Andersen joked that the highlight of his minor league career was being called “ace” for a Williamsport Tomahawks team that went 48-91 in 1976. He also noted that he led the team in hitting by going 1-2—a robust .500 batting average—plus a walk.
Shenk joined the Phillies organization in 1963 as the director of public relations and was named the vice president of public relations in 1981. He remained in that role until he took on an advisory role in 2008. He writes his own Phillies insider blog.
Potter, a retired Pfizer executive who previously lived in Chester County, first published an annual Minor League Digest following the 2016 season. He is the site owner and the writer of the baseball blog philliesbaseballfan.com.

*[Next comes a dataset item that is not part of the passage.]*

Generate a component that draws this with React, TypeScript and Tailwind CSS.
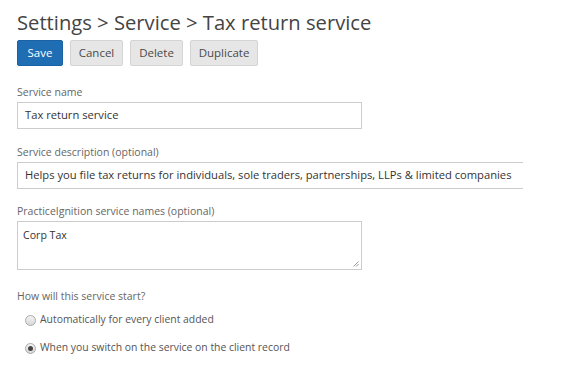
import React, { useState } from "react";

const font = { fontFamily: '"Open Sans", "Liberation Sans", sans-serif' };

const Btn: React.FC<{ primary?: boolean; className?: string; children: React.ReactNode }> = ({
  primary,
  className = "",
  children,
}) => (
  <button
    type="button"
    className={`${className} h-[26px] rounded-[2px] border text-[11.5px] leading-none ${
      primary
        ? "bg-[#1f6db3] border-[#1a62a3] text-white"
        : "bg-[#e6e6e6] border-[#d4d4d4] text-[#4a4a4a]"
    }`}
  >
    {children}
  </button>
);

const Label: React.FC<{ children: React.ReactNode }> = ({ children }) => (
  <p className="text-[10.5px] leading-[14px] text-[#666] mb-[3px]">{children}</p>
);

const Radio: React.FC<{ checked: boolean; label: string; onClick: () => void }> = ({
  checked,
  label,
  onClick,
}) => (
  <label className="flex items-center gap-[4px] h-[14px] text-[10.4px] text-[#555] cursor-pointer" onClick={onClick}>
    <span className="w-[11px] h-[11px] rounded-full border border-[#aaa] bg-gradient-to-b from-[#f4f4f4] to-[#d8d8d8] grid place-content-center">
      {checked ? <span className="w-[5px] h-[5px] rounded-full bg-[#444]"></span> : null}
    </span>
    {label}
  </label>
);

export default function App() {
  const [start, setStart] = useState("manual");
  return (
    <div className="w-[565px] h-[385px] bg-white px-[17px] pt-[9px]" style={font}>
      <h1 className="text-[20.2px] leading-[27px] text-[#444]">Settings &gt; Service &gt; Tax return service</h1>
      <div className="flex gap-[7px] mt-[4px]">
        <Btn primary className="w-[46px]">Save</Btn>
        <Btn className="w-[53px]">Cancel</Btn>
        <Btn className="w-[53px]">Delete</Btn>
        <Btn className="w-[68px]">Duplicate</Btn>
      </div>

      <div className="mt-[19px]">
        <Label>Service name</Label>
        <div className="w-[345px] h-[27px] border border-[#ccc] px-[7px] flex items-center text-[11.2px] text-[#333]">
          Tax return service
        </div>
      </div>

      <div className="mt-[16px]">
        <Label>Service description (optional)</Label>
        <div className="w-[506px] h-[27px] border border-r-0 border-[#ccc] px-[7px] flex items-center text-[11.2px] text-[#333] whitespace-nowrap">
          Helps you file tax returns for individuals, sole traders, partnerships, LLPs &amp; limited companies
        </div>
      </div>

      <div className="mt-[15px]">
        <Label>PracticeIgnition service names (optional)</Label>
        <div className="relative w-[345px] h-[49px] border border-[#ccc] px-[5px] pt-[6px] text-[10.6px] text-[#333]">
          Corp Tax
          <svg className="absolute right-[2px] bottom-[2px]" width="6" height="6" viewBox="0 0 6 6">
            <path d="M5.5 0.5 L0.5 5.5 M5.5 3 L3 5.5" stroke="#999" strokeWidth="1" />
          </svg>
        </div>
      </div>

      <p className="mt-[19px] text-[10.5px] leading-[14px] text-[#666]">How will this service start?</p>
      <div className="flex flex-col gap-[14px] mt-[10px] pl-[8px]">
        <Radio checked={start === "auto"} label="Automatically for every client added" onClick={() => setStart("auto")} />
        <Radio checked={start === "manual"} label="When you switch on the service on the client record" onClick={() => setStart("manual")} />
      </div>
    </div>
  );
}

Life in the Minors, 5th Annual Phillies Minor League Digest has a fan in Pat Gillick, a Hall of Fame executive who was general manager when the Phillies won the 2008 World Series. Gillick’s playing career is featured in the book.
“This is really a unique book,” Gillick said in a press release. “No other book to my knowledge covers the minor league history of any team. My career concluded with the Phillies, but I intermingled with many of their legends when I was a minor leaguer. My first manager was Billy DeMars. In every league I played, the Phillies had a team. I played against guys like Pat Corrales, Lee Elia, Norm Gigon, Ray Culp, John Herrnstein, Dick Allen, Dennis Bennett, Danny Cater.”
The foreword for the book is written by lead broadcaster Tom McCarthy, who began his broadcasting career as the voice of the Trenton Thunder. He shares some memories of his own experiences in the minor leagues.
Jim Peyton is the editor. Photo contributions to the annual digests have been made by Cheryl Pursell (Lehigh Valley), George Youngs Jr. (Reading), Michael Dill (Jersey Shore) and Mark Wylie (Clearwater).
The 355-page book is now on sale on Amazon, and it is available in color and black and white editions. A portion of the proceeds will go to Phillies Charities, Inc.